Times Square bomber's vile
rant as he gets life in jail

by Bruce Golding | New York Post | October 5, 2010

Faisal Shahzad (right) shakes hands with Taliban chief, Hakimullah Mehsud.Smirking defiantly as a Manhattan federal judge sentenced him to spend the rest of his life in prison, the American-citizen terrorist who tried to detonate a car bomb in Times Square vowed yesterday that "the defeat of [the] US is imminent."

In a 10-minute statement to the court that denounced post-9/11 foreign policy as it threatened future American bloodshed, Faisal Shahzad warned: "Brace yourselves, because the war with Muslims has just begun. Consider me only a first droplet of the blood that will follow me."

Invoking the names of Osama bin Laden and the medieval Muslim sultan Saladin, the 31-year-old Pakistani immigrant justified his evil plot in the name of Islam, insisting that "the Koran gives us the right to defend, and that's all I'm doing."

"We do not accept your democracy or your freedom because we already have Sharia [sacred Muslim] law and freedom . . . The past nine years, the war with Muslims has achieved nothing for the US, except for it has waken up the Muslims for Islam," he said.

"We are only Muslims trying to defend our religion, people, honor and land. But if you call us terrorists for doing that, then we are proud terrorists, and we will keep on terrorizing until you leave our land and people at peace."

And although the coward's plot did not involve suicide, he said, "If I am given a thousand lives, I will sacrifice them all for the sake of Allah fighting this cause, defending our lands, making the word of Allah supreme over any religion or system."

Speaking without notes during an obviously well-rehearsed speech, Shahzad recalled the words of former President George W. Bush "when he started the war on us, on Muslims."

"He said, 'You are either with us or against us.' And so it's very clear for us Muslims, either we are with the mujahedeen or we are with crusading Jews and Christians," Shahzad said.

"There is no in between."

Shahzad also urged Americans to convert to Islam, "so that when you meet Allah on the day of resurrection, you will not be able to say nobody gave you the message."

Shahzad who faced a mandatory life sentence after pleading guilty to all charges in the May 1 incident greeted his punishment with a grin and repeated exclamations of "Allahu akbar," Arabic for "God is great."

After one exhortation, he raised his right hand and pointed his index finger toward the heavens.

Federal Judge Miriam Goldman Cedarbaum who imposed six consecutive life sentences and another 20 years to be served concurrently said Shahzad deserved the harsh penalty, even though "happily, the training you sought in making bombs was unsuccessful and you were unsuccessful in your effort to kill many Americans."

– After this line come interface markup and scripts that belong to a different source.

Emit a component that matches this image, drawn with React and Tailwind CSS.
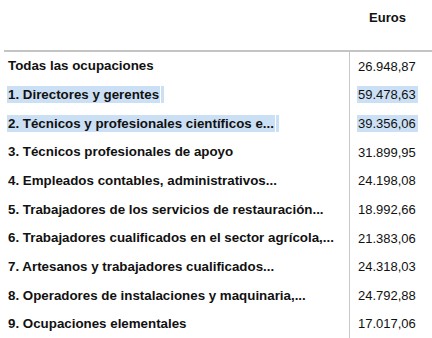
import React from 'react'

const rows = [
  { label: 'Todas las ocupaciones', value: '26.948,87' },
  { label: '1. Directores y gerentes', value: '59.478,63', sel: true },
  { label: '2. Técnicos y profesionales científicos e...', value: '39.356,06', sel: true },
  { label: '3. Técnicos profesionales de apoyo', value: '31.899,95' },
  { label: '4. Empleados contables, administrativos...', value: '24.198,08' },
  { label: '5. Trabajadores de los servicios de restauración...', value: '18.992,66' },
  { label: '6. Trabajadores cualificados en el sector agrícola,...', value: '21.383,06' },
  { label: '7. Artesanos y trabajadores cualificados...', value: '24.318,03' },
  { label: '8. Operadores de instalaciones y maquinaria,...', value: '24.792,88' },
  { label: '9. Ocupaciones elementales', value: '17.017,06' },
]

const App = () => {
  return (
    <div className="w-[432px] h-[338px] overflow-hidden bg-white text-[13px] text-[#111] font-['Liberation_Sans',Arial,sans-serif]">
      <div className="flex h-[50px]">
        <div className="w-[349px]" />
        <div className="w-[77px] pt-[8px] text-center font-bold">Euros</div>
      </div>
      <div className="ml-[4px] border-t-2 border-[#c4c4c4] flex">
        <div className="w-[346px] border-r border-[#c8c8c8]">
          {rows.map((r) => (
            <div key={r.label} className="h-[28.67px] flex items-center pl-[3px] font-bold text-[13.33px] whitespace-nowrap">
              {r.sel ? (
                <>
                  <span className="bg-[#cce0f5] px-[1px] leading-[17px]">{r.label}</span>
                  <span className="ml-[1px] w-[3px] h-[17px] bg-[#cce0f5]" />
                </>
              ) : (
                <span className="px-[1px]">{r.label}</span>
              )}
            </div>
          ))}
        </div>
        <div className="flex-1">
          {rows.map((r) => (
            <div key={r.value} className="h-[28.67px] flex items-center pl-[7px] whitespace-nowrap">
              {r.sel ? (
                <>
                  <span className="bg-[#cce0f5] leading-[17px] pl-[1px]">{r.value}</span>
                  <span className="w-[2px] h-[17px] bg-[#cce0f5]" />
                </>
              ) : (
                <span className="pl-[1px]">{r.value}</span>
              )}
            </div>
          ))}
        </div>
      </div>
    </div>
  )
}

export default App
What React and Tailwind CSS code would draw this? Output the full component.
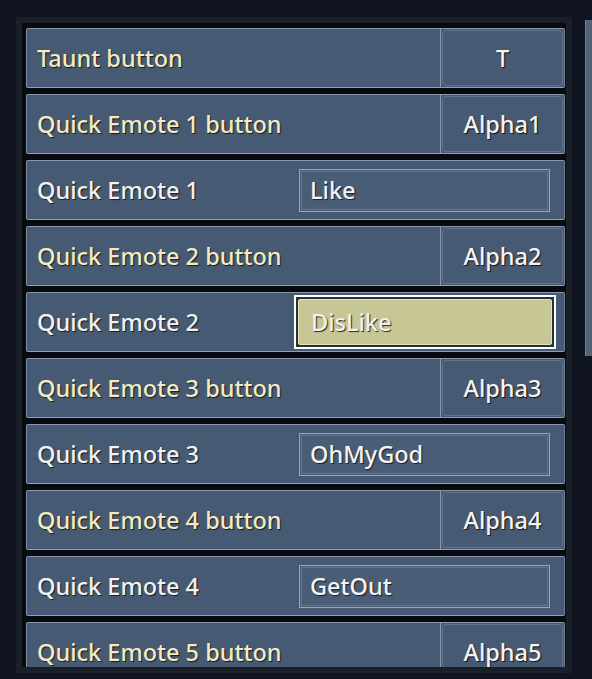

As he did during his guilty plea during which he declared himself a "mujahid," or Muslim soldier Shahzad engaged in several exchanges with the judge.

"You are a young man, and you will have a lot of time to reflect on what you have done and what you have said today and in the past," Cedarbaum told him at one point.

Shahzad replied, "My sentence, if you allow me to speak, will be only for the limit that God has given me life in this world.

"But if you people don't become believers, the life that you would get in the hereafter, which you don't believe in, will be forever.

"So I'm happy with the deal that God has given me."

In response to Cedarbaum's questioning, the former Connecticut resident also told the judge that he "did not mean it" when he swore allegiance to America during a naturalization ceremony in April of last year.

And he denounced his homeland where he returned late last year for terrorist training with the Pakistani Taliban as a "slave country" that "has accepted the slavery of the West from the day it was born."

Shahzad is expected to serve out his sentence at the federal Supermax prison in Florence, Colo., which is also home to such terrorists as failed shoe-bomber Richard Reid, Sept. 11 plotter Zacarias Moussaoui and Ramzi Yousef, mastermind of the 1993 World Trade Center bomb attack.

Mayor Bloomberg said, "I'll leave it to the courts to decide what's an appropriate penalty, but there's no question what this guy was trying to do: He was trying to kill as many innocent human beings and destroy our society."